Y así cayó este tema que, de un día para otro, promovió la discusión mediática entre líderes políticos y los cuestionamientos en una comunidad que se dividía entre quienes tenían el pecho hinchado de orgullo ante las comparaciones con un pasado inmigrante y de hospitalidad con exiliados políticos, contra aquellos escépticos que reclamaban un mejor trato para sus connacionales en dificultades, antes que el acogimiento a refugiados pertenecientes a otras culturas. Fue --nuevamente-- un asunto que dividió entre “buenos” y “malos” a quienes de un lado y otro, confundieron aspectos políticos, con una realidad que atraviesa por otros costados.
Ahora el gobierno considera que la adaptación de estas familias no fue buena: provocó desinteligencias internas, selecciones erróneas y reacciones inesperadas de los propios refugiados, que una vez enterados de la apertura existente en Europa (caso concreto de Alemania) reclamaron volver a su país con una protesta en plaza Independencia de Montevideo y establecer otros contactos. Incluso un sirio residente en Juan Lacaze exigió mayores y mejores tierras, bajo la amenaza de transformarse en un pira humana.
En el medio surgieron otras situaciones de violencia doméstica que resultan normales en aquella cultura, pero que en Uruguay configura un delito expresamente detallado en la legislación vigente.
En poco más de un año se confirmaron las falencias de un programa y la porfía de un expresidente que quiso trasladar aquel pasado histórico de inmigrantes que arribaban al país en otras épocas, a esta diversidad y vorágine que presenta una guerra agobiada por el fundamentalismo que ha horadado las culturas y corazones de su gente.
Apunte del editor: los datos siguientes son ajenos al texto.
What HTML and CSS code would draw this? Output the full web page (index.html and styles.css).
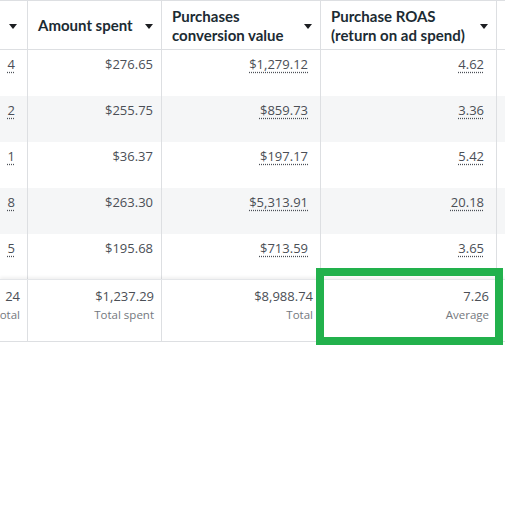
FILE: index.html
```html
<!DOCTYPE html>
<html>
<head>
<meta charset="utf-8">
<link rel="stylesheet" href="styles.css">
</head>
<body>
<div class="page">
  <div class="table">
    <div class="row head">
      <div class="cell"><span class="caret"></span></div>
      <div class="cell"><span class="htext">Amount spent</span><span class="caret"></span></div>
      <div class="cell"><span class="htext">Purchases<br>conversion value</span><span class="caret"></span></div>
      <div class="cell"><span class="htext">Purchase ROAS<br>(return on ad spend)</span><span class="caret"></span></div>
      <div class="cell"></div>
    </div>
    <div class="row">
      <div class="cell num"><span class="link">4</span></div>
      <div class="cell num">$276.65</div>
      <div class="cell num"><span class="link">$1,279.12</span></div>
      <div class="cell num"><span class="link">4.62</span></div>
      <div class="cell"></div>
    </div>
    <div class="row alt">
      <div class="cell num"><span class="link">2</span></div>
      <div class="cell num">$255.75</div>
      <div class="cell num"><span class="link">$859.73</span></div>
      <div class="cell num"><span class="link">3.36</span></div>
      <div class="cell"></div>
    </div>
    <div class="row">
      <div class="cell num"><span class="link">1</span></div>
      <div class="cell num">$36.37</div>
      <div class="cell num"><span class="link">$197.17</span></div>
      <div class="cell num"><span class="link">5.42</span></div>
      <div class="cell"></div>
    </div>
    <div class="row alt">
      <div class="cell num"><span class="link">8</span></div>
      <div class="cell num">$263.30</div>
      <div class="cell num"><span class="link">$5,313.91</span></div>
      <div class="cell num"><span class="link">20.18</span></div>
      <div class="cell"></div>
    </div>
    <div class="row last">
      <div class="cell num"><span class="link">5</span></div>
      <div class="cell num">$195.68</div>
      <div class="cell num"><span class="link">$713.59</span></div>
      <div class="cell num"><span class="link">3.65</span></div>
      <div class="cell"></div>
    </div>
    <div class="row foot">
      <div class="cell tot"><span class="val">24</span><span class="sub">Total</span></div>
      <div class="cell tot"><span class="val">$1,237.29</span><span class="sub">Total spent</span></div>
      <div class="cell tot"><span class="val">$8,988.74</span><span class="sub">Total</span></div>
      <div class="cell tot"><span class="val">7.26</span><span class="sub">Average</span></div>
      <div class="cell"></div>
    </div>
  </div>
  <div class="highlight"></div>
</div>
</body>
</html>
```
FILE: styles.css
```css
html, body {
  margin: 0;
  padding: 0;
  background: #ffffff;
}
.page {
  position: relative;
  width: 505px;
  height: 505px;
  overflow: hidden;
}
.table {
  width: 505px;
  border-top: 1px solid #dddfe2;
  border-bottom: 1px solid #dddfe2;
}
.row {
  display: grid;
  grid-template-columns: 28px 134px 159px 176px 1fr;
  height: 46px;
  background: #ffffff;
}
.row.alt {
  background: #f5f6f7;
}
.cell {
  box-sizing: border-box;
  border-right: 1px solid #dddfe2;
  overflow: hidden;
  white-space: nowrap;
}
.cell:last-child {
  border-right: none;
}
.head {
  height: 49px;
  border-bottom: 1px solid #dddfe2;
  box-sizing: border-box;
}
.head .cell {
  display: flex;
  align-items: center;
  justify-content: space-between;
  padding: 1px 8px 0 10px;
}
.head .cell:first-child {
  justify-content: flex-end;
  padding-right: 10px;
}
.htext {
  font-family: Lato, "Open Sans", sans-serif;
  font-weight: 700;
  font-size: 15px;
  line-height: 19px;
  color: #1c2b33;
}
.caret {
  width: 0;
  height: 0;
  border-left: 4px solid transparent;
  border-right: 4px solid transparent;
  border-top: 5px solid #1c1e21;
  margin-top: 2px;
  flex: none;
}
.num {
  text-align: right;
  padding: 6px 8px 0 0;
  font-family: "Open Sans", "Noto Sans", sans-serif;
  font-size: 13px;
  line-height: 17px;
  color: #4b4f56;
}
.link {
  margin-right: 4px;
  text-decoration: underline dotted #4b4f56;
  text-underline-offset: 3px;
}
.last {
  height: 45px;
}
.foot {
  height: 61px;
  border-top: 1px solid #e4e6e9;
  box-shadow: 0 -2px 3px rgba(0, 0, 0, 0.06);
  position: relative;
}
.tot {
  display: flex;
  flex-direction: column;
  align-items: flex-end;
  padding: 7px 7px 0 0;
  font-family: "Open Sans", "Noto Sans", sans-serif;
}
.val {
  font-size: 13px;
  line-height: 18px;
  color: #4b4f56;
}
.sub {
  font-size: 11.5px;
  line-height: 20px;
  color: #74787e;
}
.highlight {
  position: absolute;
  left: 316px;
  top: 268px;
  width: 187px;
  height: 77px;
  box-sizing: border-box;
  border: 8px solid #22b14c;
}
```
No era necesario llegar a esto para demostrar que somos un país que no contaba con recursos adaptados a los refugiados --intérpretes, asistentes sociales o una mezquita para individuos profundamente apegados a su religión-- cuando en realidad no se supo escuchar a quienes exhortaban a transitar despacio por un sendero desconocido y de consecuencias inciertas.
Ahora que esa realidad rompió los ojos, pocos reconocen el error y la pérdida de tiempo.